Behold the power of the journal! 1 month ago

Yesterday, during a phone conversation with P, I had one of those flood-of-tension-chest-tightening-shit-shit-shit experiences. It was more drawn out than I would have liked, but the conversation ended with him saying he would call me back in half an hour.

I sat down and cracked open my journal, and literally poured myself onto the pages. It’s exciting how quickly I can get perspective and find the next step forward when the words are there in front of me, rather than twisting around themselves like a big pit of snakes, all complicated, inside my head.

After that, I was able to talk him through how I feel in situations like that, in a way that was crystal clear to him. And we both said thank you, him for listening, and me for sharing, and then hung up that much stronger and closer – all because I was able to calm myself down, change my mindset from sullen and attacked to introspective and reflective, and then communicate that back to him.
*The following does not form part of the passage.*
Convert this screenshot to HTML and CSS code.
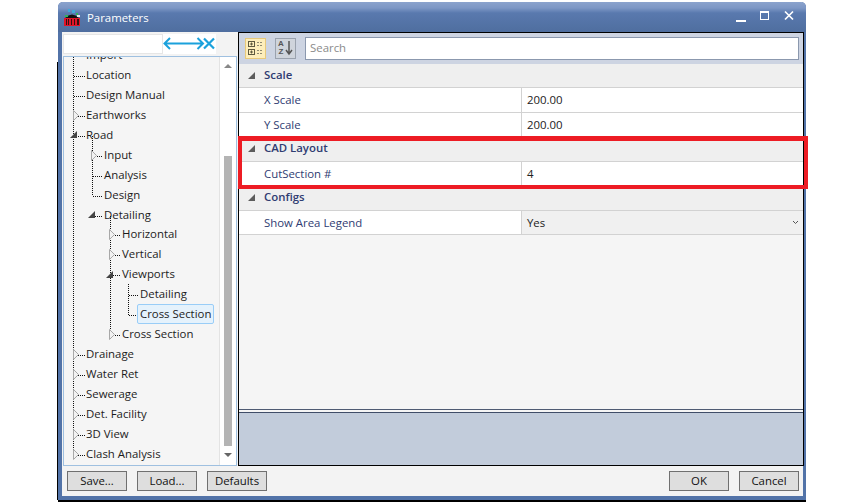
FILE: index.html
```html
<!DOCTYPE html>
<html lang="en">
<head>
<meta charset="utf-8">
<title>Parameters</title>
<link rel="stylesheet" href="styles.css">
</head>
<body>
<div class="window">
  <header class="titlebar">
    <svg class="logo" width="18" height="18" viewBox="0 0 18 18">
      <path d="M2 9 Q9 2 16 9 Z" fill="#111"/>
      <rect x="5" y="0" width="2" height="3" fill="#3fa8d8"/>
      <rect x="9" y="1" width="3" height="3" fill="#3fa8d8"/>
      <rect x="13" y="4" width="2" height="2" fill="#2fb35a"/>
      <rect x="2" y="6" width="3" height="2" fill="#2fb35a"/>
      <rect x="14" y="6" width="3" height="2" fill="#e8e8e8"/>
      <rect x="1" y="9" width="16" height="8" fill="#e0142a"/>
      <rect x="3" y="10" width="1" height="6" fill="#311"/>
      <rect x="5" y="10" width="1" height="6" fill="#311"/>
      <rect x="8" y="10" width="1" height="6" fill="#311"/>
      <rect x="11" y="10" width="1" height="6" fill="#311"/>
      <rect x="14" y="10" width="2" height="6" fill="#311"/>
    </svg>
    <span class="title">Parameters</span>
    <div class="winbtns">
      <svg width="12" height="12" viewBox="0 0 12 12"><rect x="1" y="10" width="10" height="2" fill="#fff"/></svg>
      <svg width="12" height="12" viewBox="0 0 12 12"><rect x="1.5" y="1.5" width="8" height="8" fill="none" stroke="#fff"/><rect x="1" y="1" width="9" height="2" fill="#fff"/></svg>
      <svg width="12" height="12" viewBox="0 0 12 12"><path d="M2 1.5 L10 9.5 M10 1.5 L2 9.5" stroke="#fff" stroke-width="1.7"/></svg>
    </div>
  </header>

  <div class="main">
    <aside class="left">
      <div class="filter">
        <div class="filter-input"></div>
        <div class="filter-tools">
          <svg width="53" height="18" viewBox="0 0 53 18">
            <path d="M1.5 8.5 H40 M7 3 L1.5 8.5 L7 14 M34.5 3 L40 8.5 L34.5 14" fill="none" stroke="#1ba1dc" stroke-width="2"/>
            <path d="M41 3.5 L51 13.5 M51 3.5 L41 13.5" fill="none" stroke="#1ba1dc" stroke-width="2.2"/>
          </svg>
        </div>
      </div>
      <div class="treebox">
        <div class="tree">
          <svg class="lines" width="155" height="408" viewBox="64 56 155 408">
            <g fill="none" stroke="#111" stroke-dasharray="1 1">
              <path d="M73.5 56 V454 M92.5 135 V195 M110.5 215 V334 M128.5 283 V314"/>
              <path d="M74 75.5 H85 M74 95.5 H85 M74 115.5 H85 M74 135.5 H85 M74 354.5 H85 M74 374.5 H85 M74 394.5 H85 M74 414.5 H85 M74 434.5 H85 M74 454.5 H85"/>
              <path d="M93 155.5 H103 M93 175.5 H103 M93 195.5 H103 M93 215.5 H103"/>
              <path d="M111 234.5 H121 M111 254.5 H121 M111 274.5 H121 M111 334.5 H121"/>
              <path d="M129 294.5 H139 M129 314.5 H139"/>
            </g>
            <g fill="#f2f2f2" stroke="#a8a8a8">
              <path d="M73.5 109.5 L78.5 114.5 L73.5 119.5 Z"/>
              <path d="M73.5 348.5 L78.5 353.5 L73.5 358.5 Z"/>
              <path d="M73.5 368.5 L78.5 373.5 L73.5 378.5 Z"/>
              <path d="M73.5 388.5 L78.5 393.5 L73.5 398.5 Z"/>
              <path d="M73.5 408.5 L78.5 413.5 L73.5 418.5 Z"/>
              <path d="M73.5 428.5 L78.5 433.5 L73.5 438.5 Z"/>
              <path d="M73.5 448.5 L78.5 453.5 L73.5 458.5 Z"/>
              <path d="M91.5 149.5 L96.5 154.5 L91.5 159.5 Z"/>
              <path d="M109.5 228.5 L114.5 233.5 L109.5 238.5 Z"/>
              <path d="M109.5 248.5 L114.5 253.5 L109.5 258.5 Z"/>
              <path d="M109.5 328.5 L114.5 333.5 L109.5 338.5 Z"/>
            </g>
            <g fill="#444">
              <path d="M77 130 V137 H70 Z"/>
              <path d="M95 210 V217 H88 Z"/>
              <path d="M113 270 V277 H106 Z"/>
            </g>
          </svg>
          <ul class="rows">
            <li class="l0">Import</li>
            <li class="l0">Location</li>
            <li class="l0">Design Manual</li>
            <li class="l0">Earthworks</li>
            <li class="l0">Road</li>
            <li class="l1">Input</li>
            <li class="l1">Analysis</li>
            <li class="l1">Design</li>
            <li class="l1">Detailing</li>
            <li class="l2">Horizontal</li>
            <li class="l2">Vertical</li>
            <li class="l2">Viewports</li>
            <li class="l3">Detailing</li>
            <li class="l3"><span class="selected">Cross Section</span></li>
            <li class="l2">Cross Section</li>
            <li class="l0">Drainage</li>
            <li class="l0">Water Ret</li>
            <li class="l0">Sewerage</li>
            <li class="l0">Det. Facility</li>
            <li class="l0">3D View</li>
            <li class="l0">Clash Analysis</li>
          </ul>
        </div>
        <div class="scrollbar">
          <svg width="8" height="5" viewBox="0 0 8 5"><path d="M0 5 L4 1 L8 5 Z" fill="#888"/></svg>
          <div class="track"><div class="thumb"></div></div>
          <svg width="8" height="5" viewBox="0 0 8 5"><path d="M0 0 L4 4 L8 0 Z" fill="#666"/></svg>
        </div>
      </div>
    </aside>

    <section class="props">
      <div class="toolbar">
        <button class="tool active" type="button" aria-label="Categorized">
          <svg width="18" height="18" viewBox="0 0 18 18">
            <g fill="none" stroke="#5f5a3f">
              <rect x="1.5" y="2.5" width="6" height="5"/><rect x="1.5" y="10.5" width="6" height="5"/>
              <path d="M3 5 H6 M4.5 3.5 V6.5 M3 13 H6 M4.5 11.5 V14.5"/>
            </g>
            <path d="M10 3.5 H16 M10 6.5 H16 M10 11.5 H16 M10 14.5 H16" stroke="#8f8a70" stroke-dasharray="2 1"/>
          </svg>
        </button>
        <button class="tool" type="button" aria-label="Alphabetical">
          <span class="az"><span>A</span><span>Z</span></span>
          <svg width="8" height="16" viewBox="0 0 8 16"><path d="M4 1 V14 M1 10 L4 14 L7 10" fill="none" stroke="#555" stroke-width="1.5"/></svg>
        </button>
        <div class="search">Search</div>
      </div>

      <div class="group">Scale</div>
      <div class="row"><div class="name">X Scale</div><div class="value">200.00</div></div>
      <div class="row"><div class="name">Y Scale</div><div class="value">200.00</div></div>
      <div class="group">CAD Layout</div>
      <div class="row"><div class="name">CutSection #</div><div class="value">4</div></div>
      <div class="group">Configs</div>
      <div class="row"><div class="name">Show Area Legend</div><div class="value combo">Yes
        <svg width="7" height="5" viewBox="0 0 7 5"><path d="M1 1 L3.5 3.5 L6 1" fill="none" stroke="#555"/></svg></div></div>
      <div class="blank"></div>
      <div class="description"></div>
    </section>
  </div>

  <footer class="footer">
    <button class="btn" type="button">Save...</button>
    <button class="btn" type="button">Load...</button>
    <button class="btn" type="button">Defaults</button>
    <div class="spacer"></div>
    <button class="btn" type="button">OK</button>
    <button class="btn" type="button">Cancel</button>
  </footer>

  <div class="highlight"></div>
</div>
</body>
</html>
```
FILE: styles.css
```css
* { box-sizing: border-box; }
html, body { margin: 0; padding: 0; background: #fff; }
body { font-family: "Open Sans", "Noto Sans", sans-serif; font-size: 11.4px; overflow: hidden; height: 502px; }

.window {
  position: relative;
  width: 748px;
  height: 498px;
  margin: 2px 0 0 58px;
  display: flex;
  flex-direction: column;
  background: #f3f3f3;
  border: solid #5273a8;
  border-width: 0 3px 4px 4px;
  border-radius: 5px 5px 0 0;
  box-shadow: 0 2px 0 #000;
}
.window::before {
  content: "";
  position: absolute;
  left: -5px;
  top: 60px;
  bottom: -4px;
  width: 1px;
  background: #000;
}

.titlebar {
  flex: 0 0 30px;
  margin: 0 -3px 0 -4px;
  padding: 0 11px 0 5px;
  display: flex;
  align-items: center;
  gap: 6px;
  color: #fff;
  border-radius: 5px 5px 0 0;
  background: linear-gradient(#8ba3cd 0, #7d97c5 6px, #5979ae 11px, #4f6e9f 30px);
}
.logo { flex: none; margin-top: 1px; }
.title { flex: 1; font-size: 11.4px; }
.winbtns { display: flex; gap: 12px; margin-top: -3px; }

.main { flex: 1; display: flex; min-height: 0; padding-top: 0; }

.left { width: 176px; flex: none; display: flex; flex-direction: column; padding: 2px 0 0 1px; }
.filter { display: flex; height: 20px; flex: none; }
.filter-input { width: 100px; background: #fff; border: 1px solid #e6e6e6; }
.filter-tools { width: 53px; background: #fff; display: flex; align-items: center; }
.treebox {
  margin-top: 2px;
  width: 174px;
  height: 410px;
  display: flex;
  border: 1px solid #9fc0e0;
  background: #f5f5f5;
}
.tree { position: relative; flex: 1; overflow: hidden; color: #1c1c1c; }
.lines { position: absolute; left: 0; top: 0; }
.rows { list-style: none; margin: -12px 0 0; padding: 0; position: relative; }
.rows li { height: 20px; line-height: 20px; white-space: nowrap; }
.rows .l0 { padding-left: 22px; }
.rows .l1 { padding-left: 40px; }
.rows .l2 { padding-left: 58px; }
.rows .l3 { padding-left: 76px; }
.rows .l2:nth-child(10) { margin-top: -1px; }
.selected {
  display: inline-block;
  height: 20px;
  line-height: 18px;
  margin-left: -3px;
  padding: 0 2px;
  background: #e5f2fc;
  border: 1px solid #99cdf7;
  border-radius: 2px;
  vertical-align: top;
}

.scrollbar {
  width: 17px;
  flex: none;
  background: #fff;
  border-left: 1px solid #e3e3e3;
  display: flex;
  flex-direction: column;
  align-items: center;
  padding: 6px 0 7px;
  gap: 4px;
}
.track { flex: 1; width: 8px; padding-bottom: 3px; display: flex; flex-direction: column; justify-content: flex-end; }
.thumb { height: 290px; background: #b4b4b4; }

.props {
  width: 566px;
  flex: none;
  height: 434px;
  margin-left: 0;
  display: flex;
  flex-direction: column;
  border: 1px solid #000;
  background: #f5f5f5;
  color: #2f3c72;
}
.toolbar {
  flex: 0 0 30.5px;
  display: flex;
  align-items: center;
  background: #cdd4e2;
  padding: 0 4px 0 6px;
}
.tool {
  width: 21px;
  height: 21px;
  padding: 0;
  margin-right: 9px;
  display: flex;
  align-items: center;
  justify-content: center;
  background: #cfd4dc;
  border: 1px solid #9aa2ae;
  color: #555;
}
.tool.active { background: #fdeebb; border-color: #e8c97a; }
.az { display: flex; flex-direction: column; font-size: 8px; line-height: 8px; font-weight: 600; margin-right: 1px; }
.search {
  flex: 1;
  height: 23px;
  margin-left: 0;
  padding-left: 4px;
  line-height: 20px;
  background: #fff;
  border: 1px solid #8b98ae;
  color: #8a8a8a;
}
.group {
  flex: 0 0 24.5px;
  padding-left: 25px;
  line-height: 21.5px;
  font-weight: 600;
  background: #efefef;
  border-bottom: 1px solid #d2d2d2;
  position: relative;
}
.group::before {
  content: "";
  position: absolute;
  left: 9px;
  top: 8px;
  border-style: solid;
  border-width: 0 0 7px 7px;
  border-color: transparent transparent #5c5c5c transparent;
}
.row {
  flex: 0 0 24.5px;
  display: flex;
  background: #fff;
  border-bottom: 1px solid #d2d2d2;
}
.name { width: 283px; padding-left: 25px; line-height: 23.5px; border-right: 1px solid #d2d2d2; }
.value { flex: 1; padding-left: 5px; line-height: 23.5px; color: #222; }
.combo {
  display: flex;
  justify-content: space-between;
  align-items: center;
  background: #f0f0f0;
  padding-right: 4px;
}
.blank { flex: 1; border-bottom: 1px solid #4f5b73; }
.description {
  flex: 0 0 53px;
  margin-top: 2px;
  background: #c2ccdb;
  border-top: 1px solid #3f4d68;
}

.footer { flex: 0 0 30px; display: flex; gap: 10px; padding: 5px 4px 0 5px; align-items: flex-start; }
.spacer { flex: 1; }
.btn {
  width: 60px;
  height: 20px;
  padding: 0;
  font: inherit;
  line-height: 18px;
  color: #111;
  background: #dedede;
  border: 1px solid #707070;
}

.highlight {
  position: absolute;
  left: 176px;
  top: 134px;
  width: 570px;
  height: 53px;
  border: 4px solid #ed1c24;
  border-top-width: 5px;
  pointer-events: none;
}
```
C – in the future, remember this. You like words, and you can use them to make yourself feel better and clearer.



Figalilly is flowing with the Force

Ack! 1 month ago

I’ve had this entry here for weeks and I still haven’t even started. That’s it. I’m going to find a site with a bunch of journal prompts, print them all off, close my eyes and point and whichever I land on I’ll have to write about.
Maybe that will get me started on the right foot!



consequite gamboling

Why 2 months ago

Because I feel as if I have been latent in my memories for too long. There is something disturbing to me about not being able to remember who I was three years ago, or the way I felt when I was with a particular person or doing a particular thing.

Without meaning to sound like I’m psychobabbling, I think I’ve inadvertently suppressed a lot of things that have happened in the past, especially during my final years at home when my parents’ marriage was on the rocks and I was feeling strangled and suffocated.

I’d also like to be able to see the patterns in my life at the moment. The idea of having a record of my existence, of each day as a special thing unto itself, deserving of being thought about and written about, makes me feel good. It can only foster awareness about myself, and I want a huge helping of that at the moment.

Now, I need to find an appropriate journal. I have a moleksine notebook, but it has a few pages of other assorted ramblings in it, and I would very much like to make a fresh start. I will commence looking for one when I next get paid.



kabej Hasn't been on in a while

Untitled 2 months ago

I have been better about it but I will not say I have accomplished it yet. Doing so though has helped me A LOT.



bubbleyum994 is doing homework.

Untitled 2 months ago

I think I will have to put this goal to the side for a while, well, at least until school starts.



bubbleyum994 is doing homework.

Untitled 2 months ago

I wrote in my journal last night! It felt so good, but I have to keep at it because I know that eventually I will get discouraged.